THE REQUEST :: From the listing below, return each line that includes "index".

RECORDS ::
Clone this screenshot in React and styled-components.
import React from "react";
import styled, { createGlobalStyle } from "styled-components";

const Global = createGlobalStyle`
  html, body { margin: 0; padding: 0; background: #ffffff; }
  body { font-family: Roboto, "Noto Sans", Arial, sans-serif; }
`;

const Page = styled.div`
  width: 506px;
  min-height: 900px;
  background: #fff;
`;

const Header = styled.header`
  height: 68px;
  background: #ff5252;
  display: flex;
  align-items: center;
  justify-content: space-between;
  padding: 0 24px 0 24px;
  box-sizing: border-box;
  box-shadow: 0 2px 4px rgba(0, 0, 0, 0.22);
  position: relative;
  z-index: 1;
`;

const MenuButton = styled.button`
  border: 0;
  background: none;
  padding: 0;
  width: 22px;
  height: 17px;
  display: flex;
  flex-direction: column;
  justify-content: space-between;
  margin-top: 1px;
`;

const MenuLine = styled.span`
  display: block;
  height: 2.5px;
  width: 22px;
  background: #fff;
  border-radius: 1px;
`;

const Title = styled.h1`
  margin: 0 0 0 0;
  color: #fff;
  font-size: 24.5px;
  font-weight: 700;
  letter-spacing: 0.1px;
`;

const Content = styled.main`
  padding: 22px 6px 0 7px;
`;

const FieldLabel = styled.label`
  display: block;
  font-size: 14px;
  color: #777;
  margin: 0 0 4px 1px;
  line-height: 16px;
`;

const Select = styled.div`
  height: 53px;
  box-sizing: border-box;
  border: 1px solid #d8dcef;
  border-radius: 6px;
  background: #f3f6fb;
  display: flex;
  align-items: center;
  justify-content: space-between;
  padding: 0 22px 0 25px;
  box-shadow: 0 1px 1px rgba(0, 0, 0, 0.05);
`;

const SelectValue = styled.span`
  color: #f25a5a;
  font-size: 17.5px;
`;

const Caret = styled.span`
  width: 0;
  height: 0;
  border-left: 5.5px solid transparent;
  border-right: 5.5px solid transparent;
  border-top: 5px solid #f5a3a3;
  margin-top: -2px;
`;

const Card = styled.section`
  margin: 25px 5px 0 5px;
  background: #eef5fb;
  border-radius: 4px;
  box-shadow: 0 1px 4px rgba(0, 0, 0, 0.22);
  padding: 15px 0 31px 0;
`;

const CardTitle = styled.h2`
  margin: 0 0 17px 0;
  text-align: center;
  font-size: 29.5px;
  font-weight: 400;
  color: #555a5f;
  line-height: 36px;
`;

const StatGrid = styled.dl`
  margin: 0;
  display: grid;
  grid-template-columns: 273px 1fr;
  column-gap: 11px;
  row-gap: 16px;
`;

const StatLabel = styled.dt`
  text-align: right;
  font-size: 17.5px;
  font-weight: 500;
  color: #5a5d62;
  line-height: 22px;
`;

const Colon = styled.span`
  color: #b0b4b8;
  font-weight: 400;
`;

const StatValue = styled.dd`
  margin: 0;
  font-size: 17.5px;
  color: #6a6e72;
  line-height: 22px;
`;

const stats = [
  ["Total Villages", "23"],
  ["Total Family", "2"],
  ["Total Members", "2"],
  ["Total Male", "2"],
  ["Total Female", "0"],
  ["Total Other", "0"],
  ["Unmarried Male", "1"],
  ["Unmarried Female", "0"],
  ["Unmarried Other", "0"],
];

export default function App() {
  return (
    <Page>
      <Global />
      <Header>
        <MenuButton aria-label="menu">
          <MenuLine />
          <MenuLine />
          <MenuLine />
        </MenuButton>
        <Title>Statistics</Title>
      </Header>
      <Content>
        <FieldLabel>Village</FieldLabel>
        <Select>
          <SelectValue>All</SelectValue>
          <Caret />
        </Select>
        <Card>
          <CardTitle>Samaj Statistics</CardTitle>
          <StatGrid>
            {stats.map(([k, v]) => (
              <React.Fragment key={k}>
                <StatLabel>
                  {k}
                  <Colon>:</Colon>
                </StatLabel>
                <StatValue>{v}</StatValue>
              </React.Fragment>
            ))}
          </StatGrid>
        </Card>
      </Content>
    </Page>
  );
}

---

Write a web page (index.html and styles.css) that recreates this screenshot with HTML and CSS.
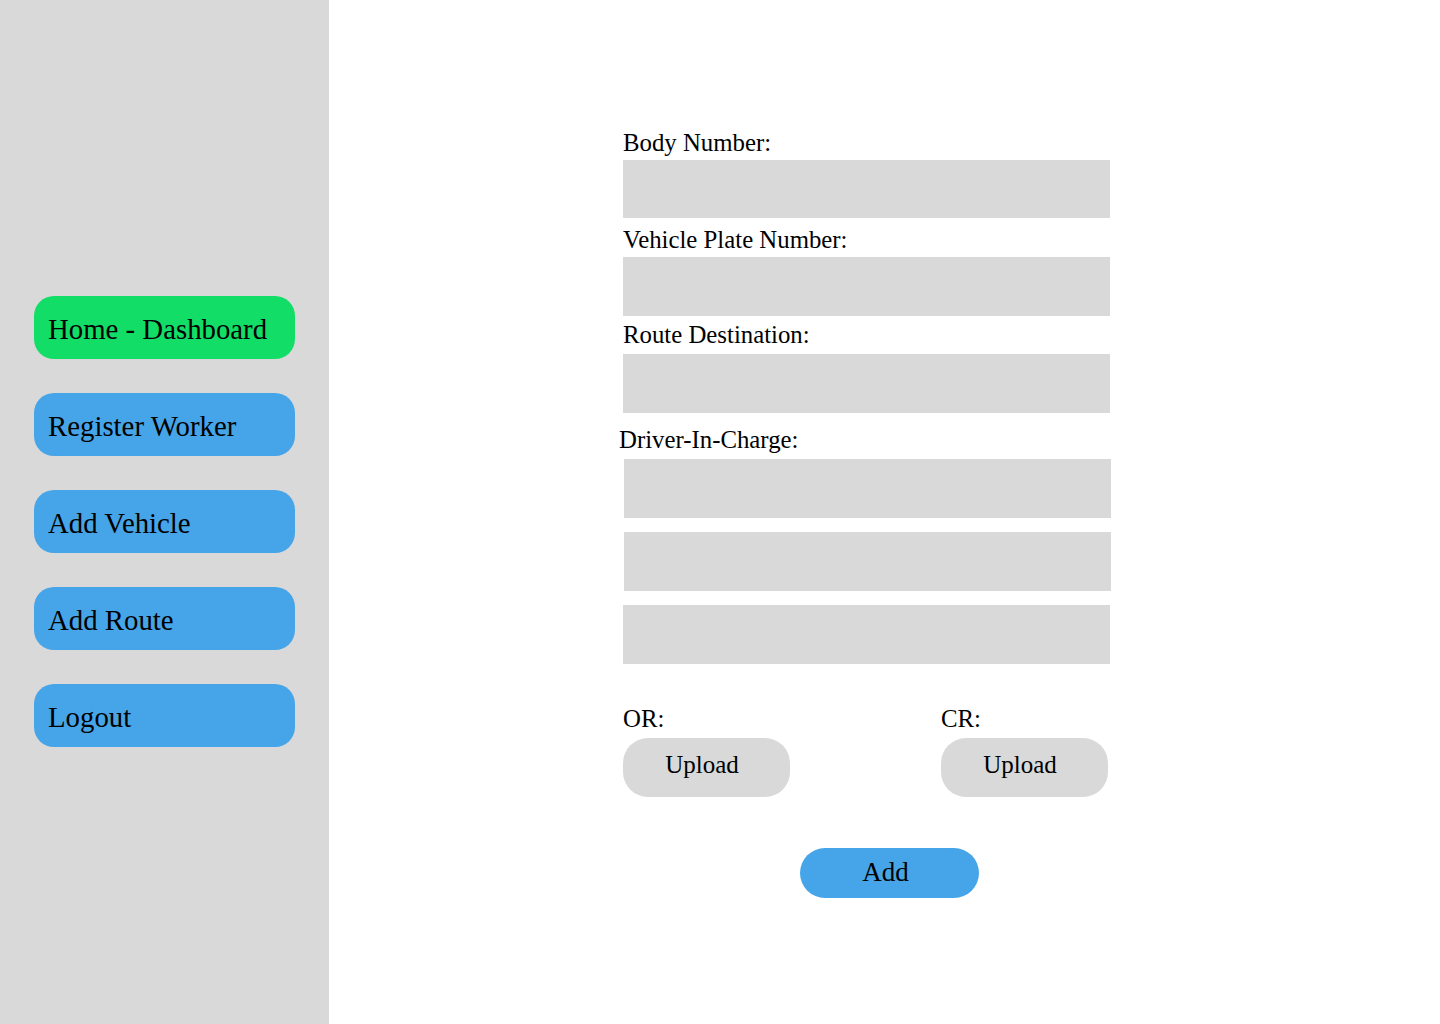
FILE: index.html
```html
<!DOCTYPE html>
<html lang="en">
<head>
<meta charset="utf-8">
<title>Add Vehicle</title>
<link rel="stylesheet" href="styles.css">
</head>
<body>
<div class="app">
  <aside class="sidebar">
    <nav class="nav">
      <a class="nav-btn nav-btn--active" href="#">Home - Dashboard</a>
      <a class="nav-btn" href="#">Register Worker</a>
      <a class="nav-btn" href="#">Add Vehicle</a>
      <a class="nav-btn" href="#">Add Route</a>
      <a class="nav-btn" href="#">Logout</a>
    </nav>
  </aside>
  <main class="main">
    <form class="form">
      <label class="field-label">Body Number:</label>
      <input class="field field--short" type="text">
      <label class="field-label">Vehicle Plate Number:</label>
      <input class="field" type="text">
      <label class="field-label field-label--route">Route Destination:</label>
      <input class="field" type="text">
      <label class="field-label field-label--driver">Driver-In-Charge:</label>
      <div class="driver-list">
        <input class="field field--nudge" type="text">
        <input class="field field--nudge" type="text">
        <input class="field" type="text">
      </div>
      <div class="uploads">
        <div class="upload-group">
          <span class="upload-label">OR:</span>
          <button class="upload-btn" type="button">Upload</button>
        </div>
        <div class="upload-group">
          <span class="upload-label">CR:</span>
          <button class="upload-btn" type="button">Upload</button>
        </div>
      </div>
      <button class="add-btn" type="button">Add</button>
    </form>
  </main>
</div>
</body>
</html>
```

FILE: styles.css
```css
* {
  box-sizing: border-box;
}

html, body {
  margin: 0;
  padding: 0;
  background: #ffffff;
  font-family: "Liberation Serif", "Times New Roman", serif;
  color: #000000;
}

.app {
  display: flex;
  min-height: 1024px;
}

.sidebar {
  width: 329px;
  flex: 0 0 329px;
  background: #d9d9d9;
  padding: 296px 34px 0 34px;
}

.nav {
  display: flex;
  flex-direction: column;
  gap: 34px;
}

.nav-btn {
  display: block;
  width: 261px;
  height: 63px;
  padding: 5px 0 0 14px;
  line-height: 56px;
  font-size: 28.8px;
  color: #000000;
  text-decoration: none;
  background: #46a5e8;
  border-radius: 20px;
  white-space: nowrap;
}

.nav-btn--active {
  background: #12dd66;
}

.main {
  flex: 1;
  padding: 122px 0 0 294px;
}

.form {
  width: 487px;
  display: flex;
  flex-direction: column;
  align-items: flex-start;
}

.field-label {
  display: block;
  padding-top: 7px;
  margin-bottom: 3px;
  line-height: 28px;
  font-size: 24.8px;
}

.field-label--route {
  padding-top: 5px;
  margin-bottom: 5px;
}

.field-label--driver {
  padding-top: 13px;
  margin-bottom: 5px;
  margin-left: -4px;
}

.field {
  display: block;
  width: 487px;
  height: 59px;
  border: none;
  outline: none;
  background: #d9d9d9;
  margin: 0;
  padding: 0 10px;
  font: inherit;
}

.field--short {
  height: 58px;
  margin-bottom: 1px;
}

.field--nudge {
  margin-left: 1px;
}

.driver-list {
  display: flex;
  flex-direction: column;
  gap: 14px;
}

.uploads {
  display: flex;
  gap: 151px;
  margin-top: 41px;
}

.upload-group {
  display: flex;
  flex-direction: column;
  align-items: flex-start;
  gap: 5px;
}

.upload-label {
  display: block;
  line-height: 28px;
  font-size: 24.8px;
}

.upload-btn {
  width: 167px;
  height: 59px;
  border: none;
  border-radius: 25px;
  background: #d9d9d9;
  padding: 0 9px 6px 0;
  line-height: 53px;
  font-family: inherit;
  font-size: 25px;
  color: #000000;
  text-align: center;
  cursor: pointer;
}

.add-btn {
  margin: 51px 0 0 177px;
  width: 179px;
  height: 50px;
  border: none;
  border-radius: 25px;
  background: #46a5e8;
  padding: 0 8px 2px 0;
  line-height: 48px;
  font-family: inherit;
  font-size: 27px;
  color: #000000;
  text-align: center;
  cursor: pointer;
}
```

RESPONSE BELOW ::
  z-index: 1;
Write a web page (index.html and styles.css) that recreates this screenshot with HTML and CSS.
FILE: index.html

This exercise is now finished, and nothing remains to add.